A few weeks earlier, on October 14, the President signed a bill extending exclusive fishing rights to a distance of twelve miles from US shores. This was in response to pressures from fishermen in the northeastern and northwestern states who found growing numbers of foreign vessels occupying grounds that they had long used by themselves. Some observers feel, however, that in the long run the extension of exclusive fishing limits will not necessarily bring net advantages to the nation. Such extensions, adopted on a worldwide basis, might, for example, impede the freedom of passage through narrow straits. The tuna and shrimp fishermen who operate off the coast of Latin America point out that they will be excluded from fishing within twelve miles of foreign shores.
Furthermore, emphasis on "keeping the foreigners out" tends to obscure major problems of inefficiency in the US fishing industries. Would it not be more useful to find out why US fishermen cannot compete satisfactorily with vessels that have to travel distances of thousands of miles, than to prohibit competition? Perhaps of greatest significance is the possibility that the extension will open the way for larger sea-grabs by coastal states. Twelve miles has no more magic than three miles in terms of enclosing a fugitive resource such as fish. So why not 200 miles (a claim already made by some Latin American countries), 600 miles, or maybe a division of the oceans down the middle?

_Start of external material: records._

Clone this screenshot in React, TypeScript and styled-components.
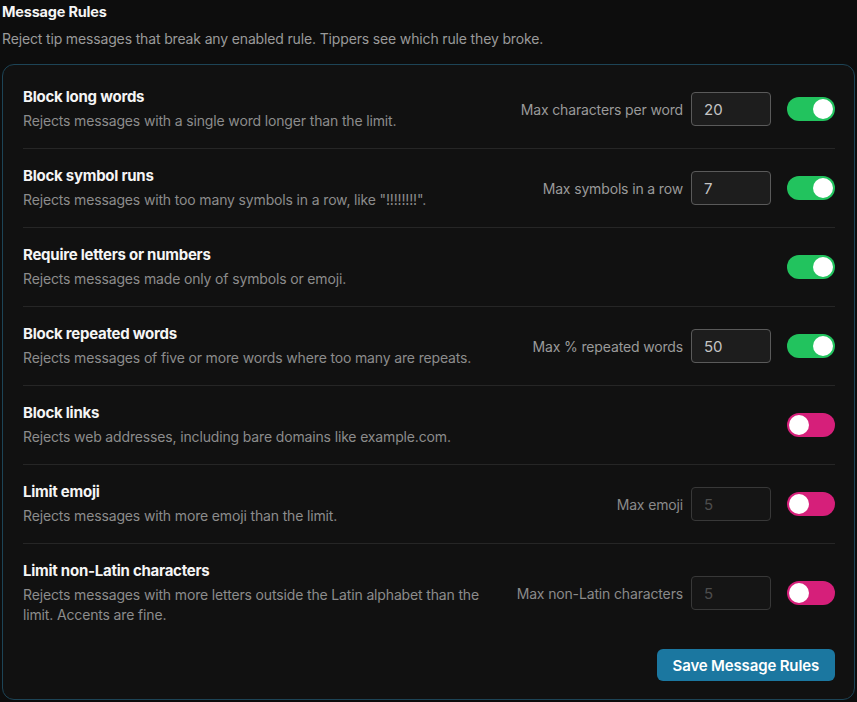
import React, { useState } from 'react'
import styled, { createGlobalStyle } from 'styled-components'

const GlobalStyle = createGlobalStyle`
    * {
        box-sizing: border-box;
    }

    body {
        margin: 0;
        background: #0d0d0d;
        color: #f2f2f2;
        font-family: Inter, 'Noto Sans', sans-serif;
    }
`

interface Rule {
    id: string
    title: string
    description: string
    limitLabel?: string
    limit?: number
    enabled: boolean
}

const initialRules: Rule[] = [
    {
        id: 'long-words',
        title: 'Block long words',
        description: 'Rejects messages with a single word longer than the limit.',
        limitLabel: 'Max characters per word',
        limit: 20,
        enabled: true,
    },
    {
        id: 'symbol-runs',
        title: 'Block symbol runs',
        description: 'Rejects messages with too many symbols in a row, like "!!!!!!!!".',
        limitLabel: 'Max symbols in a row',
        limit: 7,
        enabled: true,
    },
    {
        id: 'letters',
        title: 'Require letters or numbers',
        description: 'Rejects messages made only of symbols or emoji.',
        enabled: true,
    },
    {
        id: 'repeated',
        title: 'Block repeated words',
        description: 'Rejects messages of five or more words where too many are repeats.',
        limitLabel: 'Max % repeated words',
        limit: 50,
        enabled: true,
    },
    {
        id: 'links',
        title: 'Block links',
        description: 'Rejects web addresses, including bare domains like example.com.',
        enabled: false,
    },
    {
        id: 'emoji',
        title: 'Limit emoji',
        description: 'Rejects messages with more emoji than the limit.',
        limitLabel: 'Max emoji',
        limit: 5,
        enabled: false,
    },
    {
        id: 'non-latin',
        title: 'Limit non-Latin characters',
        description: 'Rejects messages with more letters outside the Latin alphabet than the limit. Accents are fine.',
        limitLabel: 'Max non-Latin characters',
        limit: 5,
        enabled: false,
    },
]

const Page = styled.div`
    padding: 0 2px 2px;
`

const Heading = styled.h2`
    margin: 0;
    font-size: 14.5px;
    font-weight: 700;
    line-height: 24px;
    letter-spacing: -0.2px;
    color: #f5f5f5;
`

const Subheading = styled.p`
    margin: 5px 0 15px;
    font-size: 14px;
    line-height: 20px;
    color: #9a9a9a;
    letter-spacing: -0.15px;
`

const Card = styled.section`
    background: #111111;
    border: 1px solid #1d4456;
    border-radius: 12px;
    padding: 5px 19px 18px 20px;
`

const RuleRow = styled.div`
    display: flex;
    align-items: center;
    gap: 24px;
    padding: 17px 0;

    & + & {
        border-top: 1px solid #262626;
    }
`

const RuleText = styled.div`
    flex: 1;
    min-width: 0;
    max-width: 475px;
`

const RuleTitle = styled.div`
    font-size: 15px;
    font-weight: 700;
    line-height: 20px;
    letter-spacing: -0.25px;
    color: #f5f5f5;
`

const RuleDescription = styled.div`
    margin-top: 4px;
    font-size: 14px;
    line-height: 20px;
    letter-spacing: -0.15px;
    color: #8c8c8c;
`

const Controls = styled.div`
    margin-left: auto;
    display: flex;
    align-items: center;
    gap: 16px;
`

const LimitField = styled.label<{ $disabled: boolean }>`
    display: flex;
    align-items: center;
    gap: 8px;
    font-size: 14px;
    letter-spacing: -0.15px;
    white-space: nowrap;
    color: ${({ $disabled }) => ($disabled ? '#8a8a8a' : '#9a9a9a')};
`

const LimitInput = styled.input`
    width: 80px;
    height: 34px;
    padding: 0 12px;
    border-radius: 4px;
    border: 1px solid #5a5a5a;
    background: #1d1d1d;
    color: #c4c4c4;
    font-family: inherit;
    font-size: 15px;
    outline: none;

    &:disabled {
        border-color: #383838;
        background: #151515;
        color: #4d4d4d;
    }
`

const Switch = styled.button<{ $on: boolean }>`
    position: relative;
    flex: none;
    width: 48px;
    height: 24px;
    padding: 0;
    border: none;
    border-radius: 12px;
    background: ${({ $on }) => ($on ? '#22c35e' : '#d61f7a')};
    cursor: pointer;

    &::after {
        content: '';
        position: absolute;
        top: 2px;
        left: ${({ $on }) => ($on ? '26px' : '2px')};
        width: 20px;
        height: 20px;
        border-radius: 50%;
        background: #ffffff;
    }
`

const Footer = styled.div`
    display: flex;
    justify-content: flex-end;
    margin-top: 7px;
`

const SaveButton = styled.button`
    height: 32px;
    padding: 0 16px;
    border: none;
    border-radius: 6px;
    background: #1b77a0;
    color: #ffffff;
    font-family: inherit;
    font-size: 15px;
    font-weight: 600;
    letter-spacing: -0.15px;
    cursor: pointer;
`

const App = () => {
    const [rules, setRules] = useState(initialRules)

    const toggle = (id: string) =>
        setRules((prev) => prev.map((rule) => (rule.id === id ? { ...rule, enabled: !rule.enabled } : rule)))

    const changeLimit = (id: string, value: string) =>
        setRules((prev) => prev.map((rule) => (rule.id === id ? { ...rule, limit: Number(value) } : rule)))

    return (
        <Page>
            <GlobalStyle />
            <Heading>Message Rules</Heading>
            <Subheading>Reject tip messages that break any enabled rule. Tippers see which rule they broke.</Subheading>
            <Card>
                {rules.map((rule) => (
                    <RuleRow key={rule.id}>
                        <RuleText>
                            <RuleTitle>{rule.title}</RuleTitle>
                            <RuleDescription>{rule.description}</RuleDescription>
                        </RuleText>
                        <Controls>
                            {rule.limitLabel && (
                                <LimitField $disabled={!rule.enabled}>
                                    {rule.limitLabel}
                                    <LimitInput
                                        type="text"
                                        value={rule.limit}
                                        disabled={!rule.enabled}
                                        onChange={(e) => changeLimit(rule.id, e.target.value)}
                                    />
                                </LimitField>
                            )}
                            <Switch $on={rule.enabled} onClick={() => toggle(rule.id)} aria-label={rule.title} />
                        </Controls>
                    </RuleRow>
                ))}
                <Footer>
                    <SaveButton>Save Message Rules</SaveButton>
                </Footer>
            </Card>
        </Page>
    )
}

export default App
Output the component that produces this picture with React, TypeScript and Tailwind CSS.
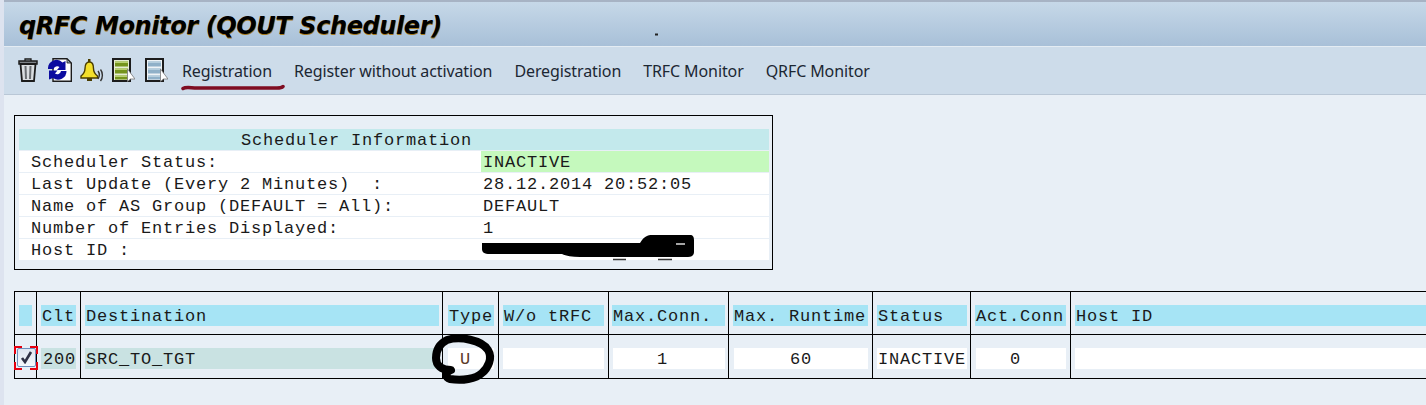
const MONO = "font-['Liberation_Mono',monospace] text-[17px] leading-[23px] tracking-[0.8px] text-[#1a1a1a] whitespace-pre";

const infoRows = [
  { label: "Scheduler Status:", value: "INACTIVE", green: true },
  { label: "Last Update (Every 2 Minutes)  :", value: "28.12.2014 20:52:05" },
  { label: "Name of AS Group (DEFAULT = All):", value: "DEFAULT" },
  { label: "Number of Entries Displayed:", value: "1" },
  { label: "Host ID :", value: "" },
];

function TrashIcon() {
  return (
    <svg width="20" height="24" viewBox="0 0 20 24">
      <path d="M1 3h18v3H1z" fill="#7d8287" stroke="#1c1c1c" strokeWidth="1.500" />
      <path d="M7 3V1h6v2" fill="none" stroke="#1c1c1c" strokeWidth="1.300" />
      <path d="M2.500 6h15l-1.500 17H4z" fill="#d9dde0" stroke="#1c1c1c" strokeWidth="1.800" />
      <path d="M7.500 8l.5 13M12.500 8l-.5 13" stroke="#6a6e72" strokeWidth="2" />
    </svg>
  );
}

function RefreshIcon() {
  return (
    <svg width="24" height="24" viewBox="0 0 24 24">
      <path d="M5 .7h14l4.300 4.300v18.300H5z" fill="#fff" stroke="#1c1c1c" strokeWidth="1.400" />
      <path d="M19 1v4h4z" fill="#8fa3a8" stroke="#1c1c1c" strokeWidth="0.800" />
      <path d="M0 11a8.500 8.500 0 0 1 14.500-6.500l3-1.500v9h-8.500l2.500-3a3.800 3.800 0 0 0-6 2z" fill="#0c0ca0" />
      <path d="M18.500 13a8.500 8.500 0 0 1-13.500 7l-4 1.500v-9h8.500l-2.500 3a3.800 3.800 0 0 0 6-2.500z" fill="#0c0ca0" />
    </svg>
  );
}

function BellIcon() {
  return (
    <svg width="24" height="23" viewBox="0 0 24 23">
      <path d="M8 0h2.500v3H8z" fill="#4a3d00" />
      <path d="M9.500 3c3 0 4 2.500 4 6.500 0 3.500 1.500 5.500 4 7.500v2H1v-2c2.500-2 4-4 4-7.500 0-4 1.500-6.500 4.500-6.500z" fill="#f3df2c" stroke="#4a3d00" strokeWidth="1.400" />
      <path d="M7 19h5v3H7z" fill="#4a3d00" />
      <path d="M18 12c1.500 2 1.500 5.500 0 8M20.500 10.500c2.500 3 2.500 8.500 0 11.500" fill="none" stroke="#333" strokeWidth="1.400" />
    </svg>
  );
}

function ListIcon({ band, top, bg }: { band: string; top: string; bg: string }) {
  return (
    <svg width="23" height="24" viewBox="0 0 23 24">
      <path d="M1 1h17v22H1z" fill={bg} stroke="#1c1c1c" strokeWidth="2" />
      <path d="M3 3.500h13v5H3zM3 10.500h13v5H3zM3 17.500h13v4H3z" fill={band} />
      <path d="M3 3.500h13v1.500H3zM3 10.500h13v1.500H3zM3 17.500h13v1.500H3z" fill={top} />
      <path d="M15.500 11v12.500l3-2.500h4.500z" fill="#fff" stroke="#777" strokeWidth="0.800" />
    </svg>
  );
}

function Cell({ className, children }: { className: string; children?: React.ReactNode }) {
  return <div className={"border-l border-black flex items-center pt-1 " + className}>{children}</div>;
}

function Bar({ className, children }: { className: string; children?: React.ReactNode }) {
  return <div className={"h-[21px] grow " + MONO + " " + className}>{children}</div>;
}

export default function App() {
  return (
    <div className="w-[1426px] h-[405px] overflow-hidden relative bg-[#e8eff6] border-l-4 border-l-[#dde3ef] font-['Liberation_Sans',sans-serif]">
      <header className="h-[47px] -ml-px bg-gradient-to-b from-[#c6d8e8] to-[#a8c0d8] border-t-2 border-t-[#a7b3c4] border-b border-b-[#e4ecf3] border-l border-l-[#b8c5d4] flex items-center pl-[15px] pt-[3px]">
        <h1 className="font-['DejaVu_Sans',sans-serif] font-bold italic text-[24px] tracking-[-0.4px] text-black [text-shadow:0.5px_0.5px_0_#a57a1e] whitespace-pre">
          qRFC Monitor (QOUT Scheduler)
        </h1>
      </header>

      <nav className="h-[48px] bg-[#cddcea] border-b border-b-[#b9c7d6] flex items-center pl-[14px]">
        <div className="flex items-center gap-2 -mt-[1px]">
          <TrashIcon />
          <span className="ml-0.5"><RefreshIcon /></span>
          <BellIcon />
          <ListIcon band="#75941c" top="#b8d070" bg="#e6edd2" />
          <span className="ml-0.5"><ListIcon band="#8fb0c8" top="#b4cddd" bg="#eef3f6" /></span>
        </div>
        <div className="flex items-center gap-[22px] ml-[14px] text-[16px] text-[#1c2733] font-['Noto_Sans',sans-serif] tracking-[-0.1px]">
          <span>Registration</span>
          <span>Register without activation</span>
          <span>Deregistration</span>
          <span>TRFC Monitor</span>
          <span>QRFC Monitor</span>
        </div>
      </nav>

      <section className="ml-[10px] mt-[20px] w-[759px] h-[155px] border border-black pt-[13px] pl-1 pr-[3px] flex flex-col gap-px">
        <div className={"h-[21px] bg-[#c3e9ec] pl-[222px] " + MONO}>Scheduler Information</div>
        {infoRows.map((row) => (
          <div key={row.label} className={"h-[21px] bg-white flex " + MONO}>
            <span className="w-[462px] pl-3">{row.label}</span>
            <span className={"grow pl-[2px] " + (row.green ? "bg-[#c5f9bd]" : "")}>{row.value}</span>
          </div>
        ))}
      </section>

      <section className="ml-[10px] mt-[21px] w-[1412px] border-y border-black">
        <div className="h-[43px] border-b border-black grid grid-cols-[22px_44px_362px_56px_110px_120px_144px_98px_100px_356px]">
          <Cell className="pl-1 pr-1"><Bar className="bg-[#a6e4f5]" /></Cell>
          <Cell className="pl-1 pr-1"><Bar className="bg-[#a6e4f5] pl-px">Clt</Bar></Cell>
          <Cell className="pl-1 pr-[3px]"><Bar className="bg-[#a6e4f5] pl-px">Destination</Bar></Cell>
          <Cell className="pl-[5px] pr-1"><Bar className="bg-[#a6e4f5] pl-px">Type</Bar></Cell>
          <Cell className="pl-1 pr-1"><Bar className="bg-[#a6e4f5] pl-px">W/o tRFC</Bar></Cell>
          <Cell className="pl-[3px] pr-[3px]"><Bar className="bg-[#a6e4f5] pl-px">Max.Conn.</Bar></Cell>
          <Cell className="pl-1 pr-1"><Bar className="bg-[#a6e4f5] pl-px">Max. Runtime</Bar></Cell>
          <Cell className="pl-1 pr-[3px]"><Bar className="bg-[#a6e4f5] pl-px">Status</Bar></Cell>
          <Cell className="pl-1 pr-1"><Bar className="bg-[#a6e4f5] pl-px">Act.Conn</Bar></Cell>
          <Cell className="pl-1"><Bar className="bg-[#a6e4f5] pl-px">Host ID</Bar></Cell>
        </div>
        <div className="h-[43px] grid grid-cols-[22px_44px_362px_56px_110px_120px_144px_98px_100px_356px]">
          <Cell className="pl-0.5">
            <span className="w-[19px] h-[19px] -mt-[3px] rounded-[2px] bg-gradient-to-b from-[#dfe6f0] to-[#f4f7fb] border border-[#6f8fbd] flex items-center justify-center">
              <svg width="13" height="13" viewBox="0 0 13 13">
                <path d="M2 7l3 4 6-10" fill="none" stroke="#2f3145" strokeWidth="2.600" />
              </svg>
            </span>
          </Cell>
          <Cell className="pl-1 pr-1"><Bar className="bg-[#c9e2e2] pl-[2px]">200</Bar></Cell>
          <Cell className="pl-1 pr-[3px]"><Bar className="bg-[#c9e2e2] pl-px">SRC_TO_TGT</Bar></Cell>
          <Cell className="pl-[5px] pr-1"><Bar className="bg-white pl-[12px]"><span className="text-[#5c3a2a]">U</span></Bar></Cell>
          <Cell className="pl-1 pr-1"><Bar className="bg-white" /></Cell>
          <Cell className="pl-1 pr-[3px]"><Bar className="bg-white pl-[44px]">1</Bar></Cell>
          <Cell className="pl-[5px] pr-1"><Bar className="bg-white pl-[56px]">60</Bar></Cell>
          <Cell className="pl-1 pr-[3px]"><Bar className="bg-white pl-px">INACTIVE</Bar></Cell>
          <Cell className="pl-[5px] pr-1"><Bar className="bg-white pl-[34px]">0</Bar></Cell>
          <Cell className="pl-1"><Bar className="bg-white" /></Cell>
        </div>
      </section>

      {/* hand drawn annotations on top of the screenshot */}
      <svg className="absolute left-[-4px] top-0 pointer-events-none" width="1426" height="405" viewBox="0 0 1426 405">
        <path d="M183 88.500c3-2 8-.5 14-.5h80c3 0 5-.5 6-1.500" fill="none" stroke="#7f0d22" strokeWidth="3.500" strokeLinecap="round" />
        <path d="M655 34.500h3" stroke="#222" strokeWidth="2" />
        <path d="M482 243H640C644 236 648 235 652 235H690C693 235 694 237 694 240V252C694 255 692 257 688 257H580C572 257 566 256 562 254H490C484 254 482 252 482 249z" fill="#000" />
        <path d="M676 244h9" stroke="#ddd" strokeWidth="1.500" />
        <path d="M613 259.500h13M658 259.500h14" stroke="#333" strokeWidth="1.500" />
        <path d="M447 340C460 336 482 340 488 350C493 358 488 368 482 373C476 379 462 381 450 379C445 378 445 372 451 370C441 370 436 365 436 358C436 350 439 344 447 340z" fill="none" stroke="#000" strokeWidth="8" strokeLinejoin="round" />
        <path d="M15 354v-7h7M30 347h7v7M15 362v7h7M30 369h7v-7" fill="none" stroke="#e5000f" strokeWidth="2" />
      </svg>
    </div>
  );
}
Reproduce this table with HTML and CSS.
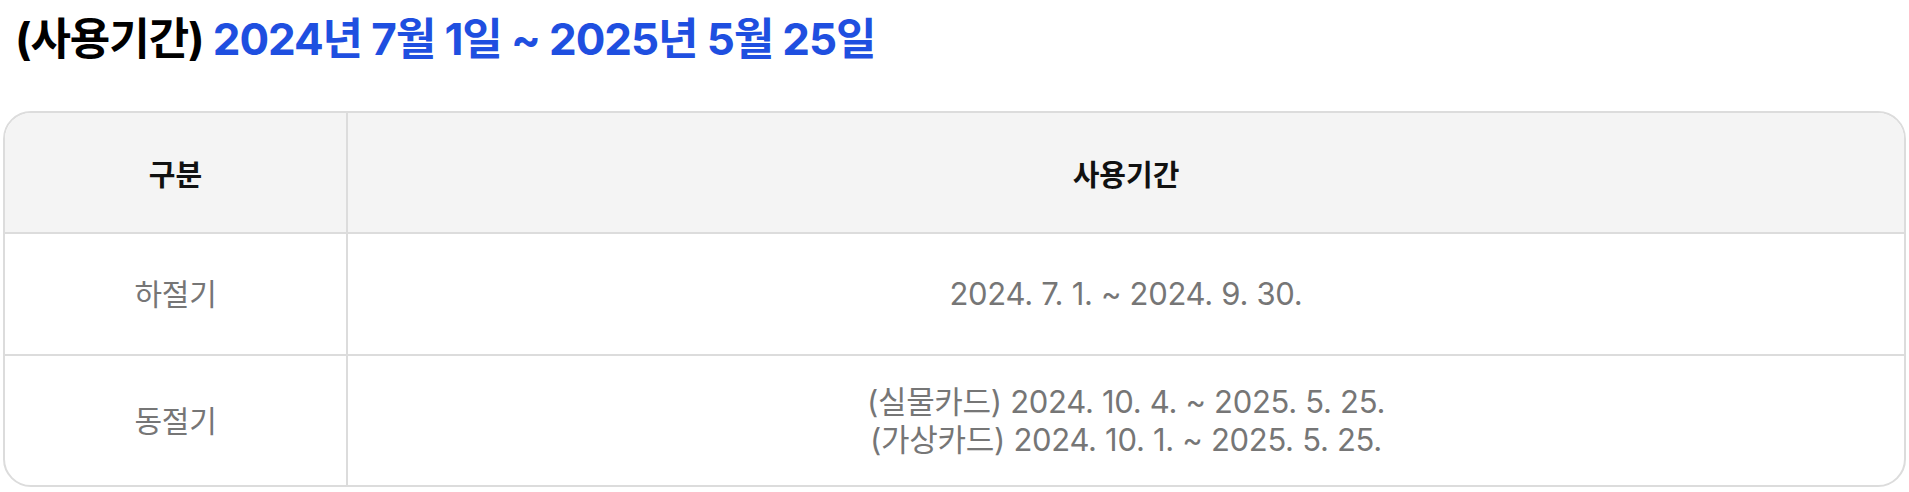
FILE: index.html
```html
<!DOCTYPE html>
<html lang="ko">
  <head>
    <meta charset="UTF-8">
    <title>사용기간 안내</title>
    <link rel="stylesheet" href="styles.css">
  </head>
  <body>
    <div class="page">
      <!-- 사용기간 제목 -->
      <h2 class="period-title">(사용기간) <span class="period-range">2024년 7월 1일 ~ 2025년 5월 25일</span></h2>

      <!-- 구분별 사용기간 표 -->
      <table class="period-table">
        <thead>
          <tr>
            <th class="col-type">구분</th>
            <th>사용기간</th>
          </tr>
        </thead>
        <tbody>
          <tr class="row-summer">
            <td class="col-type">하절기</td>
            <td>2024. 7. 1. ~ 2024. 9. 30.</td>
          </tr>
          <tr class="row-winter">
            <td class="col-type">동절기</td>
            <td>
              (실물카드) 2024. 10. 4. ~ 2025. 5. 25.<br>
              (가상카드) 2024. 10. 1. ~ 2025. 5. 25.
            </td>
          </tr>
        </tbody>
      </table>
    </div>
  </body>
</html>
```

FILE: styles.css
```css
/* 기본 */
html,body{margin:0;padding:0;background:#fff;font-family:Inter,'Noto Sans CJK KR',sans-serif;color:#111;}
.page{padding:0 3px;}

/* 제목 */
.period-title{margin:0;padding:13px 0 0 12px;height:111px;box-sizing:border-box;font-size:44px;font-weight:700;letter-spacing:-1.1px;line-height:52px;color:#000;}
.period-range{color:#1f4fe0;}

/* 표 */
.period-table{width:100%;border-collapse:separate;border-spacing:0;border:2px solid #dcdcdc;border-radius:28px;overflow:hidden;}
.period-table th,.period-table td{text-align:center;vertical-align:middle;border-bottom:2px solid #dcdcdc;}
.period-table tr:last-child td{border-bottom:none;}
.period-table .col-type{width:341px;border-right:2px solid #dcdcdc;}
.period-table th{background:#f4f4f4;height:119px;padding:0;font-size:29px;font-weight:600;color:#111;}
.period-table td{padding:0;font-size:31px;color:#767676;letter-spacing:-0.3px;line-height:38px;}
.period-table td.col-type{font-size:30px;}
.row-summer td{height:120px;}
.row-winter td{height:129px;}
```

The long-range solutions, many believe, call for international cooperation rather than unilateral action on problems not only of fish but of all ocean resources. As President Johnson pointed out in his speech of July 13 at the commissioning of a new research vessel, "under no circumstances, we believe, must we ever allow the prospects of rich harvest and mineral wealth to create a new form of colonial competition among the maritime nations. We must be careful to avoid a race to grab and to hold the lands under the high seas. We must ensure that the deep seas and the ocean bottoms are, and remain, the legacy of all human beings."